If it weren’t for the short verse of vocals at the beginning of this song, this would be the most tripped out instrumental I’ve ever heard. With the inclusion of the “Howling at the Moon” lyrics, it’s one of the most tripped out songs I’ve ever heard that just happens to have a very long instrumental passage. I like playing this song for all my non-Kansas fan friends who have no idea what this band is capable of.
Incomudro – Hymn to the Atman
‘Atman’ is a Sanskrit word for ‘inner self or soul.’ So, to play this song, turn out the lights, lounge or lay down to relax, slip on a quality pair of headphones, and enjoy your spiritual experience. Perhaps, you might hear a few words from your atman.
Stay Out Of Trouble
I was at the mall with my (at that time) girlfriend when I picked up the Monolith album.
I told her how much I liked the cover artwork. She looked at it and said in a disinterested tone, “I don’t think it’s that big of a deal.” (NOTE: No, this is not why we eventually broke up.) A lot of my fellow Kansas fans cringed when they heard “Stay Out of Trouble,” but I liked the way it rocked the first time I heard it. “…and you drive with your right foot in hell.” I see that every time I hop on the Capital Beltway. As a bonus, a youth group friend and I got to hear them play this song live later that summer; Kerry Livgren and Rich Williams unleashed a two-guitar jam at the end of the song that melted our brains before that term was even invented. Incidentally, this youth group friend of mine got my extra ticket because I recently found myself without a girlfriend.

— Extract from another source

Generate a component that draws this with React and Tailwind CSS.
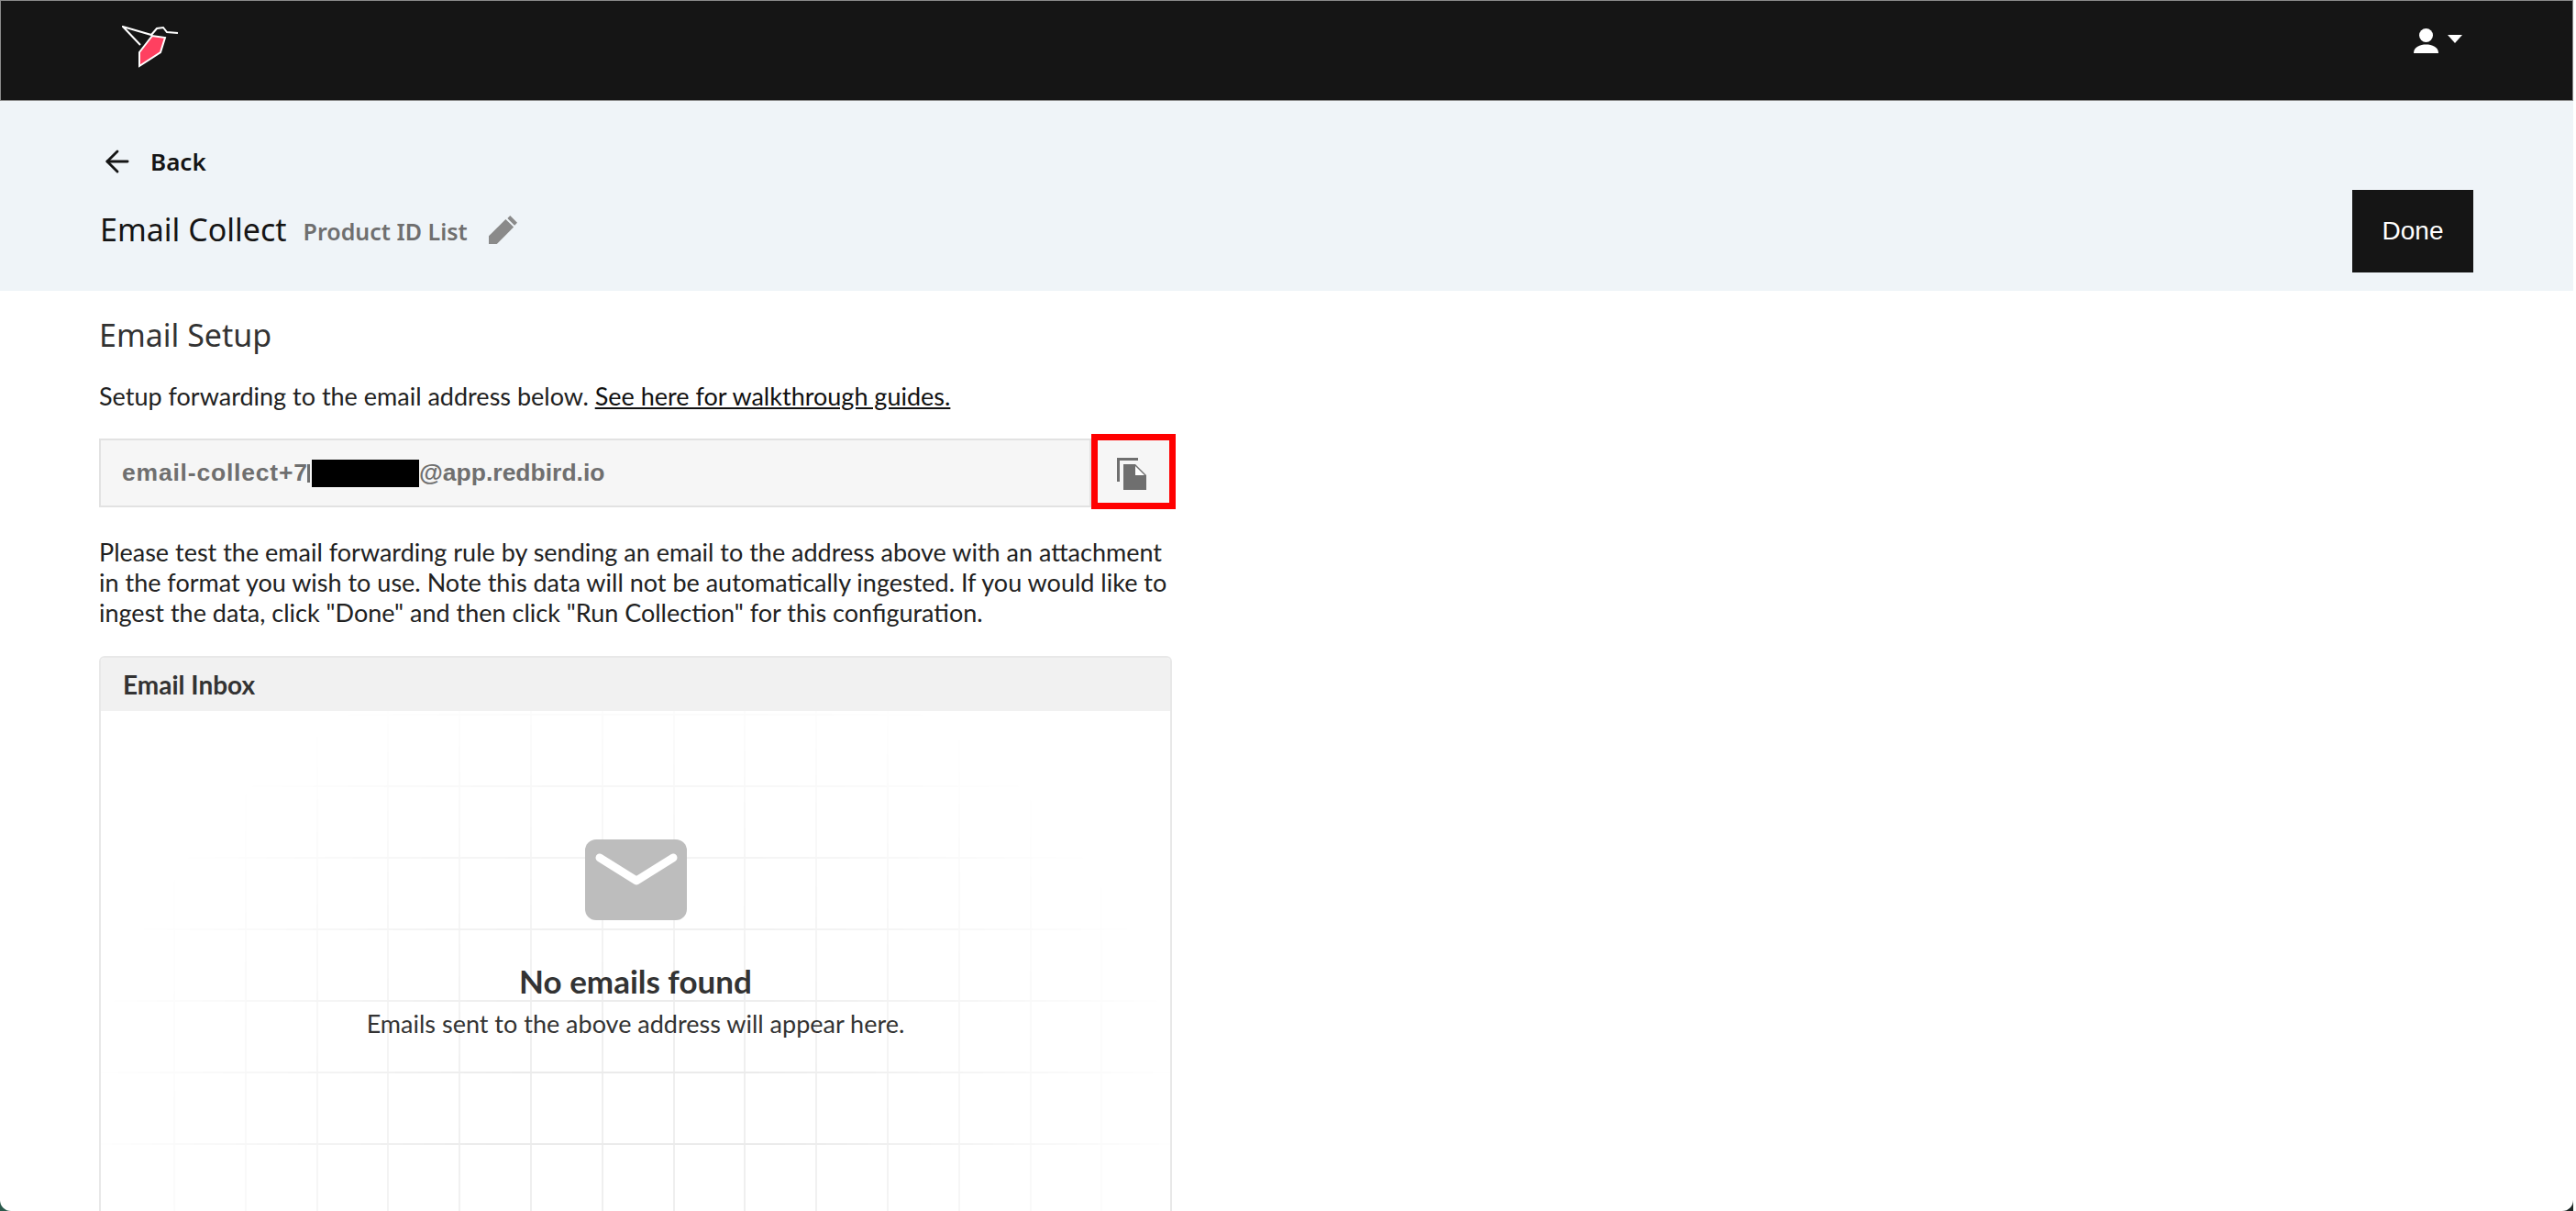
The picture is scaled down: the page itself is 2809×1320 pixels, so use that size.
import { ArrowLeft } from 'lucide-react';

const gridCols = Array.from({ length: 14 }, (_, i) => i);
const gridRows = Array.from({ length: 7 }, (_, i) => i);

function BirdLogo() {
    return (
        <svg width="62" height="46" viewBox="0 0 62 46" fill="none">
            <path d="M19 44 L19 29 L33 11 L47 13 L42 29 Z" fill="#ff4060" stroke="#fff" strokeWidth="2" />
            <path d="M20 21 L1 1 L32 10 L38 3 L45 2 L49 7 L61 8" stroke="#fff" strokeWidth="2" fill="none" />
        </svg>
    );
}

function CopyIcon() {
    return (
        <svg className="mr-[5px] mt-[4px]" width="32" height="35" viewBox="0 0 32 35">
            <path d="M0 0 H23 V3 H3 V26 H0 Z" fill="#6f6f6f" />
            <path d="M7 7 H20 L32 19 V35 H7 Z" fill="#6f6f6f" />
            <path d="M20 9 L30 19 H20 Z" fill="#fff" />
        </svg>
    );
}

function MailIcon() {
    return (
        <svg width="111" height="88" viewBox="0 0 111 88">
            <rect x="0" y="0" width="111" height="88" rx="12" fill="#bdbdbd" />
            <path d="M16 20 L56 45 L96 20" stroke="#fff" strokeWidth="9" strokeLinecap="round" strokeLinejoin="round" fill="none" />
        </svg>
    );
}

function GridBackdrop() {
    return (
        <div className="absolute inset-0 overflow-hidden [mask-image:radial-gradient(ellipse_52%_95%_at_50%_80%,black_25%,transparent_100%)]">
            <div className="absolute left-[79px] top-0 flex">
                {gridCols.map((i) => (
                    <div key={i} className="w-[77.8px] h-[600px] border-l-2 border-[#efefef]" />
                ))}
            </div>
            <div className="absolute left-0 right-0 top-[3px] flex flex-col">
                {gridRows.map((i) => (
                    <div key={i} className="h-[78px] border-t-2 border-[#ebebeb]" />
                ))}
            </div>
        </div>
    );
}

export default function App() {
    return (
        <div className="w-[2809px] h-[1320px] overflow-hidden bg-[linear-gradient(to_right,#2b5a4c_50%,#1c2624_50%,#1c2624_2806px,white_2806px)]">
            <div className="w-[2806px] h-[1320px] overflow-hidden rounded-b-[12px] bg-white font-['Lato',sans-serif] text-[#212121]">
                <nav className="h-[110px] bg-[#151515] border border-[#8a8a8a] flex items-start justify-between pl-[132px] pr-[120px]">
                    <div className="pt-[27px]">
                        <BirdLogo />
                    </div>
                    <div className="flex items-center gap-[10px] pt-[30px]">
                        <svg width="27" height="27" viewBox="0 0 27 27" fill="#fff">
                            <circle cx="13.5" cy="7.5" r="7.5" />
                            <path d="M0 27 C0 20 7 17.5 13.5 17.5 C20 17.5 27 20 27 27 Z" />
                        </svg>
                        <div className="mb-[4px] w-0 h-0 border-l-[8px] border-r-[8px] border-t-[9px] border-l-transparent border-r-transparent border-t-white" />
                    </div>
                </nav>

                <header className="h-[207px] bg-[#eff4f8] flex items-end justify-between pl-[108px] pr-[109px] pb-[20px]">
                    <div className="pb-[24px]">
                        <div className="flex items-center gap-[17px] h-[38px] pl-[1px] text-[#151515]">
                            <ArrowLeft size={38} strokeWidth={1.8} />
                            <span className="font-['Noto_Sans',sans-serif] text-[26px] font-semibold">Back</span>
                        </div>
                        <div className="flex items-center mt-[32px] pl-[1px]">
                            <span className="font-['Noto_Sans',sans-serif] text-[34px] leading-[46px] text-[#151515]">Email Collect</span>
                            <span className="ml-[18px] mt-[5px] font-['Noto_Sans',sans-serif] text-[25px] font-semibold text-[#6f6f6f]">Product ID List</span>
                            <svg className="ml-[23px]" width="31" height="31" viewBox="0 0 32 32" fill="#8a8a8a">
                                <path d="M0 32 V23 L19 4 L28 13 L9 32 Z" />
                                <path d="M21 3 L24 0 L32 8 L29 11 Z" />
                            </svg>
                        </div>
                    </div>
                    <button className="w-[132px] h-[90px] bg-[#151515] text-white text-[28px] font-['Liberation_Sans',sans-serif]">Done</button>
                </header>

                <main className="pl-[108px] w-[1282px]">
                    <h2 className="mt-[28px] font-['Noto_Sans',sans-serif] text-[34px] leading-[40px] text-[#333]">Email Setup</h2>
                    <p className="mt-[30px] text-[27px] leading-[33px]">
                        Setup forwarding to the email address below. <a className="underline text-[#111]">See here for walkthrough guides.</a>
                    </p>
                    <div className="mt-[30px] flex items-stretch h-[75px]">
                        <div className="flex-1 bg-[#f6f6f6] border-2 border-[#e2e2e2] flex items-center pl-[23px] font-['Liberation_Sans',sans-serif] font-bold text-[26.5px] text-[#6f6f6f]">
                            <span className="w-[202px] whitespace-nowrap tracking-[0.8px]">email-collect+7</span>
                            <span className="w-[5px] h-[20px] border-l-[3px] border-[#6f6f6f]" />
                            <span className="w-[117px] h-[30px] bg-black" />
                            <span>@app.redbird.io</span>
                        </div>
                        <div className="relative w-[92px]">
                            <div className="absolute left-0 right-0 -top-[5px] -bottom-[2px] border-[7px] border-[#ff0000] bg-[#f6f6f6] flex items-center justify-center">
                                <CopyIcon />
                            </div>
                        </div>
                    </div>
                    <p className="mt-[32px] text-[27px] leading-[33px] w-[1168px]">
                        Please test the email forwarding rule by sending an email to the address above with an attachment in the format you wish to use. Note this data will not be automatically ingested. If you would like to ingest the data, click "Done" and then click "Run Collection" for this configuration.
                    </p>
                    <section className="mt-[31px] w-[1170px] h-[700px] border-2 border-[#e8e8e8] rounded-[6px] overflow-hidden">
                        <div className="h-[58px] bg-[#f1f1f1] flex items-center pl-[24px] text-[28px] font-bold text-[#333]">Email Inbox</div>
                        <div className="relative h-[600px]">
                            <GridBackdrop />
                            <div className="relative flex flex-col items-center pt-[140px]">
                                <MailIcon />
                                <h3 className="mt-[44px] text-[35px] leading-[44px] font-bold text-[#333]">No emails found</h3>
                                <p className="mt-[8px] text-[27px] leading-[33px] text-[#333]">Emails sent to the above address will appear here.</p>
                            </div>
                        </div>
                    </section>
                </main>
            </div>
        </div>
    );
}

Recognize the beginning riff? I told you you’d hear it again. Musically, this is (in my opinion, of course) one of the most accomplished arrangements in Kansas’ discography, with (again, in my opinion) one of the greatest song endings of any band’s discography.
Thanx for checking out my Kansas Sonic 12-Pack. As I hinted at the beginning, I struggled to finalize this list, and had to play dozens of Kansas songs multiple times. Ah…the hardships of blogging.